[Rows from a dataset of pages and code]
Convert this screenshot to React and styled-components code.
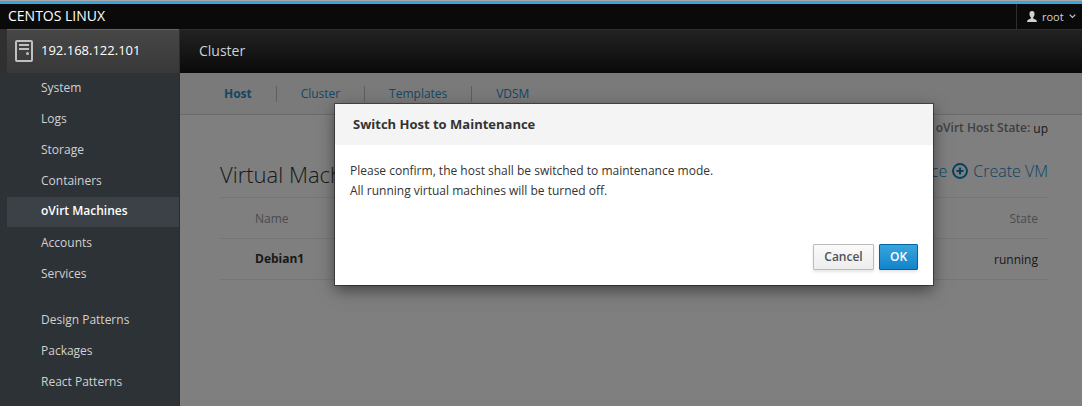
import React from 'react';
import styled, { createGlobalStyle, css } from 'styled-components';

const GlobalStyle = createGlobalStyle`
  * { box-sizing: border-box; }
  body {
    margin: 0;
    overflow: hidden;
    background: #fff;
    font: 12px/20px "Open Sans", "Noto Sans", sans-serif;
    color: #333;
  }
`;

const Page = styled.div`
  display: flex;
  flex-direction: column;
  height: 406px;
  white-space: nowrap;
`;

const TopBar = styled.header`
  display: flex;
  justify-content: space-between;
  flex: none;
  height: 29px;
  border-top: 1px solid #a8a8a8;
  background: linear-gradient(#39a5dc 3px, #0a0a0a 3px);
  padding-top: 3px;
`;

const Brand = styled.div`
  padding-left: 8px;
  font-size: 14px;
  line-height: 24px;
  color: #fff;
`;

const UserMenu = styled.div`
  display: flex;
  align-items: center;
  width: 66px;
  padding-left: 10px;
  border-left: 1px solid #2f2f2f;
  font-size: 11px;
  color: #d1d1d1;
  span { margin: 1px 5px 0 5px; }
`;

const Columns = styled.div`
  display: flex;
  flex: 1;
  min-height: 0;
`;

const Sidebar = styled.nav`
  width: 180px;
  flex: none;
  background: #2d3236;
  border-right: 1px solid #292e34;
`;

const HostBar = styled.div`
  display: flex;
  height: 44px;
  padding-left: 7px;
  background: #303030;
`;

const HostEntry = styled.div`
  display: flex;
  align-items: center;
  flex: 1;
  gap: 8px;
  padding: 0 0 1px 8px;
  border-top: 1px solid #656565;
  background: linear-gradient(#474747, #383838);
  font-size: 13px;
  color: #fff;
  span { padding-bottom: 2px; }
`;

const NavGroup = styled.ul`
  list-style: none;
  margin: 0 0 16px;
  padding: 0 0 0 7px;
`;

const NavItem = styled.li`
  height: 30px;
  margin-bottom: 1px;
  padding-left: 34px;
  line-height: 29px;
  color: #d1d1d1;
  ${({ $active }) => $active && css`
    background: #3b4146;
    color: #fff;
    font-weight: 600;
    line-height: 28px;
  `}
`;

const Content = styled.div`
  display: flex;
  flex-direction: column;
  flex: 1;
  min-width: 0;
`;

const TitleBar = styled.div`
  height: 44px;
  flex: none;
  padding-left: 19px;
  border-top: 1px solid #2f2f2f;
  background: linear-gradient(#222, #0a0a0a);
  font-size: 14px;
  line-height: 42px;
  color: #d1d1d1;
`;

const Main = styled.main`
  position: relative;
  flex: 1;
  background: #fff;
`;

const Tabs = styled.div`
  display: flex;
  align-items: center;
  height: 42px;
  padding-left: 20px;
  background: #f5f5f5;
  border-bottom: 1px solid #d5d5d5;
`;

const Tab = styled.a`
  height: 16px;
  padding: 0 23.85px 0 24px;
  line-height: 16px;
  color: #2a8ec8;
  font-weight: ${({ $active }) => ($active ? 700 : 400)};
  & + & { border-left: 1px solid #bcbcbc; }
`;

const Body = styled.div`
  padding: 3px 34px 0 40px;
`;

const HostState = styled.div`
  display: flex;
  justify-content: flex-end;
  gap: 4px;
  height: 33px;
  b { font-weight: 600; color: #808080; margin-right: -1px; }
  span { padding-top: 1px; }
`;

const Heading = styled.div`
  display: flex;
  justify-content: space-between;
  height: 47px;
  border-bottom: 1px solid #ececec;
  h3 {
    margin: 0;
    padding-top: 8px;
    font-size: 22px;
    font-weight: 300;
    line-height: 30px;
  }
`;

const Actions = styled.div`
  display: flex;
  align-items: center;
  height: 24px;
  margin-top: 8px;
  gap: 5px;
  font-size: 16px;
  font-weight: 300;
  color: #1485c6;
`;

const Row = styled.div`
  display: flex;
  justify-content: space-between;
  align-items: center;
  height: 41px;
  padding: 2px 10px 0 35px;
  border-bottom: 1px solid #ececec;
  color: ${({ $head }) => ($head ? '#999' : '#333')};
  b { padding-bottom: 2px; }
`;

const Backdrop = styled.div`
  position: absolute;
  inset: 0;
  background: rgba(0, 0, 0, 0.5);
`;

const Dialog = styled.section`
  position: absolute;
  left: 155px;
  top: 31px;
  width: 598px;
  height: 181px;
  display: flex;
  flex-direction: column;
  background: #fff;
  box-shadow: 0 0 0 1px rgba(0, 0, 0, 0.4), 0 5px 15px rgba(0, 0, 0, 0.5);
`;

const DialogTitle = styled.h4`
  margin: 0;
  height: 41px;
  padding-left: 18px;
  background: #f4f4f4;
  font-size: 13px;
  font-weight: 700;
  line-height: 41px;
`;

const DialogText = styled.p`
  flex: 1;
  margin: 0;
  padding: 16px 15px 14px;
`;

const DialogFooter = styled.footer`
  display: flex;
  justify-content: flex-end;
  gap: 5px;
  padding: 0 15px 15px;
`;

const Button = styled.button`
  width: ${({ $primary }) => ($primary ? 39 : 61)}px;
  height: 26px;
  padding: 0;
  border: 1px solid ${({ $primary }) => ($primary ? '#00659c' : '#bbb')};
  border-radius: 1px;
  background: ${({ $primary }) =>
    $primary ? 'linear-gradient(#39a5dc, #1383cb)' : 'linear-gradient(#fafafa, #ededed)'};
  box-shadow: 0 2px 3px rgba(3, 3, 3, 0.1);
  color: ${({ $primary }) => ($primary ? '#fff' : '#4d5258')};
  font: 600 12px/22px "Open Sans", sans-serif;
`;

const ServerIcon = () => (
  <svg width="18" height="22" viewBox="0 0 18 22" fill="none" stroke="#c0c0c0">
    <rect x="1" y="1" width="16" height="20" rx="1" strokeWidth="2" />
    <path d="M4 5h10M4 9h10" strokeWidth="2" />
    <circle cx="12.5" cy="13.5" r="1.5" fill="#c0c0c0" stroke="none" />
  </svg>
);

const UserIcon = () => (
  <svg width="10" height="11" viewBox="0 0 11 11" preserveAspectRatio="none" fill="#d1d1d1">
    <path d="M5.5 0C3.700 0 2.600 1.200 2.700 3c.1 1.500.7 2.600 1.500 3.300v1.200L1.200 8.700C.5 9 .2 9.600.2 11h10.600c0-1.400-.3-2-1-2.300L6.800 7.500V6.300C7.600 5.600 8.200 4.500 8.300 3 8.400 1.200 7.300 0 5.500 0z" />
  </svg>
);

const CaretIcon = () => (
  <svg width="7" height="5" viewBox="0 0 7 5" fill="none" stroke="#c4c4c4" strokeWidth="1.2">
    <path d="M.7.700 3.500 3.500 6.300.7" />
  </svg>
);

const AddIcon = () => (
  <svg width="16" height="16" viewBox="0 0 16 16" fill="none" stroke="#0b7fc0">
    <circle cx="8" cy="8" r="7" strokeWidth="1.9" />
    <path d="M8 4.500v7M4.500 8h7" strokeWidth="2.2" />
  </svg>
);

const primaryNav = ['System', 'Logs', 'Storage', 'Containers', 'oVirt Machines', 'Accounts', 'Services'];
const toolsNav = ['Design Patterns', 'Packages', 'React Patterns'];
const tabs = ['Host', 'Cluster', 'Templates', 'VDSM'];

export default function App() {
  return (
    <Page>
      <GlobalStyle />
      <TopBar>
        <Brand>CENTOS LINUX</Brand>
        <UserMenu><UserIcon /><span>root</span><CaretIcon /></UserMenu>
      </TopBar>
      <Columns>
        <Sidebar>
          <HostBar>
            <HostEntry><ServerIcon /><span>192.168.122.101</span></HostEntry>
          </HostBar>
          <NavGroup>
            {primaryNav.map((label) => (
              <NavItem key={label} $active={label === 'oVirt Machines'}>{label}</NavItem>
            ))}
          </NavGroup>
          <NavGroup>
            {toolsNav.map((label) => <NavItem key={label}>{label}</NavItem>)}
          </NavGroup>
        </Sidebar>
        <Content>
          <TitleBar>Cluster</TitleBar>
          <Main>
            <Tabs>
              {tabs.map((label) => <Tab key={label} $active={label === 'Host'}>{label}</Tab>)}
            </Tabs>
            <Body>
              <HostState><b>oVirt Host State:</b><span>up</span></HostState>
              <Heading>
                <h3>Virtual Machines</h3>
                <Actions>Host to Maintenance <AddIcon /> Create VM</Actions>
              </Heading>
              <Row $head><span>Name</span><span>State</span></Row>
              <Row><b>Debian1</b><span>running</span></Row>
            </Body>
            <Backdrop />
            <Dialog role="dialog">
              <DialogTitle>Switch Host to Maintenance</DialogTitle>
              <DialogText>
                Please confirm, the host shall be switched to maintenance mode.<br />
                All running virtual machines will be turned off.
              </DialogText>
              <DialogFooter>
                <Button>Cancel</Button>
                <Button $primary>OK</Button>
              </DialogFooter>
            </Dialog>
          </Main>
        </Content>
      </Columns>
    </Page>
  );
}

...

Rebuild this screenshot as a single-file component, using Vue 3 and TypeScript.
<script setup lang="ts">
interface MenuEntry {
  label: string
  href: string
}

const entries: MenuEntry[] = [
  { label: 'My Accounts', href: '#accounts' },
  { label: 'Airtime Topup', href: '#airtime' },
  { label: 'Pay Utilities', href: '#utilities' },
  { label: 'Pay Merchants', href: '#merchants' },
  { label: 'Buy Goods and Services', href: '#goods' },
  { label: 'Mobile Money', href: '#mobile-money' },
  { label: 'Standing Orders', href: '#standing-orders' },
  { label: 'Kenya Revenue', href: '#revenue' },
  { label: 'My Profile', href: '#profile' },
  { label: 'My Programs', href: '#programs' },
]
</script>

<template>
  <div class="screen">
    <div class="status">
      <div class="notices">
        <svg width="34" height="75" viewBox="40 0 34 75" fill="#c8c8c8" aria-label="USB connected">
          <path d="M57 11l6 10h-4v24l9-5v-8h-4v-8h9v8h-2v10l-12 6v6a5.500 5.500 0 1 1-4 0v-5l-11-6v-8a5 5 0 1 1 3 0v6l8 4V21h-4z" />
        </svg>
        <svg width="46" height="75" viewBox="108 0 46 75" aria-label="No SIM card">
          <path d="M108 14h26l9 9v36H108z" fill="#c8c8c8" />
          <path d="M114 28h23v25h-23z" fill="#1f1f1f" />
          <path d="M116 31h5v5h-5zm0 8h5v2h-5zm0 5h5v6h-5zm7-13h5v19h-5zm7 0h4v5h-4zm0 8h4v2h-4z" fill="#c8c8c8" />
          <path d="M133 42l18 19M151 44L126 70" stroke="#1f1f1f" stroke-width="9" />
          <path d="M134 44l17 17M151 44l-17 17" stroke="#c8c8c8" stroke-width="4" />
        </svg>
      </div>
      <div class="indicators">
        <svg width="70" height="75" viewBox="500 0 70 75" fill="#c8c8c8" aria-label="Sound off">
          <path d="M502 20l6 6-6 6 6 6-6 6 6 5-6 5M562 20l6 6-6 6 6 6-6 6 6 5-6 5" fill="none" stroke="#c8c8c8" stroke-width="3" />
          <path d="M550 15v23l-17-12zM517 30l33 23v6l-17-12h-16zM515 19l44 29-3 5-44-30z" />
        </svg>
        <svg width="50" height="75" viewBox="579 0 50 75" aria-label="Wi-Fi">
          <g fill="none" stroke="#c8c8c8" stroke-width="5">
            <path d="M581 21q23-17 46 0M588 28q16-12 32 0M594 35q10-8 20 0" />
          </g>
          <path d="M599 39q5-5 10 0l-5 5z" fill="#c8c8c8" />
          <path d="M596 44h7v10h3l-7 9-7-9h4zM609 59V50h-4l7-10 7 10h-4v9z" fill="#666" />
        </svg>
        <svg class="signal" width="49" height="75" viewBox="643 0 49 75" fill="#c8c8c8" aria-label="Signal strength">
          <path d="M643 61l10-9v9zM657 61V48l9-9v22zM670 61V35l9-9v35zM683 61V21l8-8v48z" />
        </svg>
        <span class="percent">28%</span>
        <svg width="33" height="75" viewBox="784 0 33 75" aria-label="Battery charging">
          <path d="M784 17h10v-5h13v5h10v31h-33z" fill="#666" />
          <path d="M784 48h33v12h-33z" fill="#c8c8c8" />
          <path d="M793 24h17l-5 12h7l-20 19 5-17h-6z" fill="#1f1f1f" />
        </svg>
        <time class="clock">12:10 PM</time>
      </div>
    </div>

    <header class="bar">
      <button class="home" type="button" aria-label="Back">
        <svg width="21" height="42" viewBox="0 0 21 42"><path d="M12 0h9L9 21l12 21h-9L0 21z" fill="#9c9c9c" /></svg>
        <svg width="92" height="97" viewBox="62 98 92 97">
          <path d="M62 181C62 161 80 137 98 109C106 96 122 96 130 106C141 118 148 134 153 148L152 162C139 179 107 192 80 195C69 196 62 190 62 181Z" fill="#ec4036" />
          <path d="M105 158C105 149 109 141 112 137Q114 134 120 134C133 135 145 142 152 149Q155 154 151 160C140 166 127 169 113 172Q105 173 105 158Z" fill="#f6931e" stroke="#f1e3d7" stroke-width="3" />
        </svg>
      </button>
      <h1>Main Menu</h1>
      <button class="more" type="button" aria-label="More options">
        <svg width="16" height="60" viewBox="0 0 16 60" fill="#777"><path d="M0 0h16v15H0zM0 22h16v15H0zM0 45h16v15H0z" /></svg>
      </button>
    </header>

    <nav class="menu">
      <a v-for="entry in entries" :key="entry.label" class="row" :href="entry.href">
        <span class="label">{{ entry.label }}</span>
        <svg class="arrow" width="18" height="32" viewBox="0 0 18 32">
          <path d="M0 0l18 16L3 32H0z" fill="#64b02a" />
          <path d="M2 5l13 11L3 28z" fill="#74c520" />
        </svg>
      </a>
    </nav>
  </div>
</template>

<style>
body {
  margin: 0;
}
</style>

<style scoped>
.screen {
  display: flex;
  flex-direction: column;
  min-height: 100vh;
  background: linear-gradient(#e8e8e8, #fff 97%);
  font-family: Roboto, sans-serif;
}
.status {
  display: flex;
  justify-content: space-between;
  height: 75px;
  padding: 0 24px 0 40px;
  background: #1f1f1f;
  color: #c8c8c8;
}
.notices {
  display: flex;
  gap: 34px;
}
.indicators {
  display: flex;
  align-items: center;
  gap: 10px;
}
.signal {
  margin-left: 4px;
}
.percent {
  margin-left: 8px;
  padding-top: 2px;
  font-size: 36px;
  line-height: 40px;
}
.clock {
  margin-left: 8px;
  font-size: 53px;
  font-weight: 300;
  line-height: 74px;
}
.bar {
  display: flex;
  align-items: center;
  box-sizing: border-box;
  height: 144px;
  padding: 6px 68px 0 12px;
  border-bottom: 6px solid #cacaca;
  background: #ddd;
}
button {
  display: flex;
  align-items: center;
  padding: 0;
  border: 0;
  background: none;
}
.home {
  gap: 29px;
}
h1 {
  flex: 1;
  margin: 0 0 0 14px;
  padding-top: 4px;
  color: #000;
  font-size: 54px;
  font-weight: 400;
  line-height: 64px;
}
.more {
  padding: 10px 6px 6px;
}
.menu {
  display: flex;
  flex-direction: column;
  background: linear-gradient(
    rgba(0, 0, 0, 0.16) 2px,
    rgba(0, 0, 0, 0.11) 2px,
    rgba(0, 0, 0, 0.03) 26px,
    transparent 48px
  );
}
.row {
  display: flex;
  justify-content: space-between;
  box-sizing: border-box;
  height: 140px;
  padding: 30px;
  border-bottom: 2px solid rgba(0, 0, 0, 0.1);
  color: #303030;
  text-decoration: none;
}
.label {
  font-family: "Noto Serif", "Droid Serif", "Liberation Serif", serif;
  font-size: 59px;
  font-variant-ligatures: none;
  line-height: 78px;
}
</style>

- _PROBLEM REQUIREMENTS_
Select and copy each line from the data that includes the word "React".

- _SOLUTION FOR THIS PROBLEM_
Convert this screenshot to React and styled-components code.
import React from 'react';
const toolsNav = ['Design Patterns', 'Packages', 'React Patterns'];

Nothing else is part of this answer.